Tony remodeled the place a number of times, adding bars and stages each time so eventually there were three stages and eight bars, and they would all be going at once on a Saturday night in the summer when 2,000 people would pass through the doors.
They played through mid-August 1965 when Levon got a phone call from New York. It was Bob Dylan. He wanted to know if Levon & the Hawks would back him for a series of concerts he had booked at Forest Hills and Newport.
Levon later said he had, at that point, never heard of Bob Dylan and asked, "Who else is gonna be on the bill?"
"Just us," Dylan said to the incredulous Helm.

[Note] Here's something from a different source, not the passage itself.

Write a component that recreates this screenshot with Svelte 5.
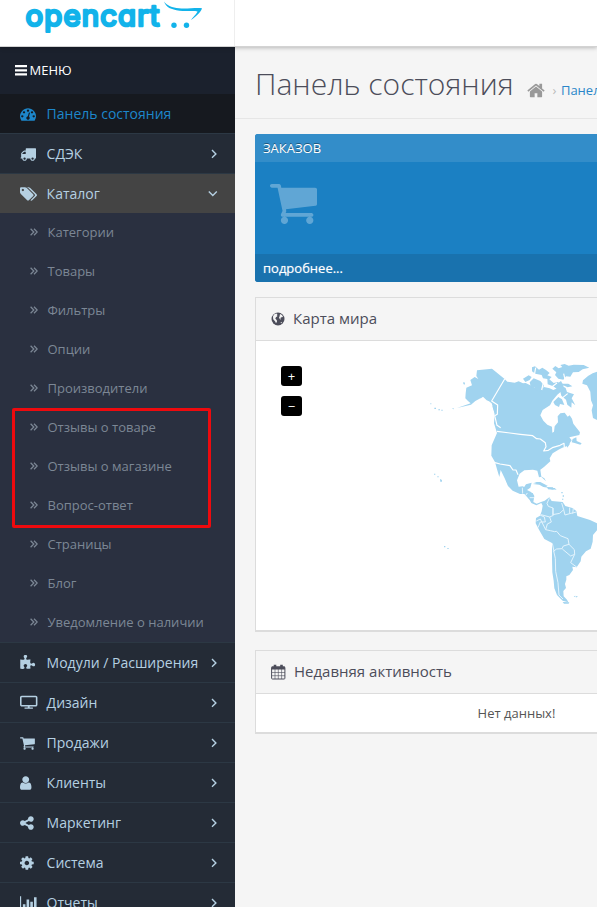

But some of the other guys in the band had heard of Dylan, a folk singer, and the Byrds had made Dylan's song "Mr. Tamborine Man" a hit. Dylan was well known in folk circles, but was not yet mainstream, and he apparently wanted to see what it was like to plug in his acoustic guitar, "go electric" and go with the rock & roll revolution that was in the air.
Legend has it that Dylan came down to Tony Marts and saw the Hawks play, and maybe that happened, but if he did, he didn't introduce himself.
Levon and Robertson and some of the Hawks went to New York and met Dylan and decided that they'd like to try working with him once they met Albert Grossman his manager and Grossman's secretary Mary. Mary was from Canada, and knew the Hawks from their hometown, and when Dylan and Grossman asked her who she thought was the best rock & roll band around, she named the Hawks. Grossman tracked them down at Tony Marts, and though they wanted to play with Dylan they were under contract to play in Somers Point until after Labor Day weekend, the busiest weekend of the summer.
When they explained the situation to Tony, the strict Sicilian grumbled, but he liked the "boys" as he called them, because they were gentlemen who called him "boss," and they played by the rules, unlike the drug-crazed nuts who would shortly follow.
Tony let them out of their contract so they could go off with Dylan, and even threw a farewell party for them.
Tony called Colonel Kutlets and told them that the Hawks were leaving and he needed a new band for the Labor Day weekend, so Kutlets sent Tony a new group - Mitch Ryder and the Detroit Wheels, who were running with a new hit song, "Devil with the Blue Dress On."
Levon and the Hawks moved up to New York and got to know Dylan enough to back him at Forest Hills, a large outdoor tennis stadium, where Dylan at first came out alone with his acoustic guitar and played to the primarily folk music crowd. Then the Hawks came out and tuned up their electric equipment and when Dylan donned an electric guitar they began to boo.
Dylan didn't care, and turned up the volume and played, and eventually the crowd came around, but some of the Hawks didn't like it. Especially Levon, who after a few shows, packed it in and went home saying he didn't enjoy being booed.
But other Hawks stuck around, and played with Dylan at the Newport Folk Fest where they were booed again, and they went to England to play a major festival. When they returned home Dylan was involved in a motorcycle accident, so they stopped playing for awhile while Dylan recouperated at his manager's home in upstate New York at Woodstock, which had been a thriving artists colony for decades.
The Hawks followed Dylan there, and liked it, so they took out a lease on a large, pink, split level house they called Big Pink and jammed in the basement. Eventually the neighbors began to refer to them as "the band," and they sort of just took on that moniker as Dylan healed and began to visit and jam with them. Garth Hudson, the organist and best musician of the lot had a reel to reel tape recorder that he used to record many of the basement jam sessions, tapes that would later be bootlegged as the legendary "Basement Tapes."
Now with Grossman's support, The Band released their first LP - "Music from Big Pink," said to be one of the most influential albums of all time.
They also let their hair and beards grow and took on a down home back country look.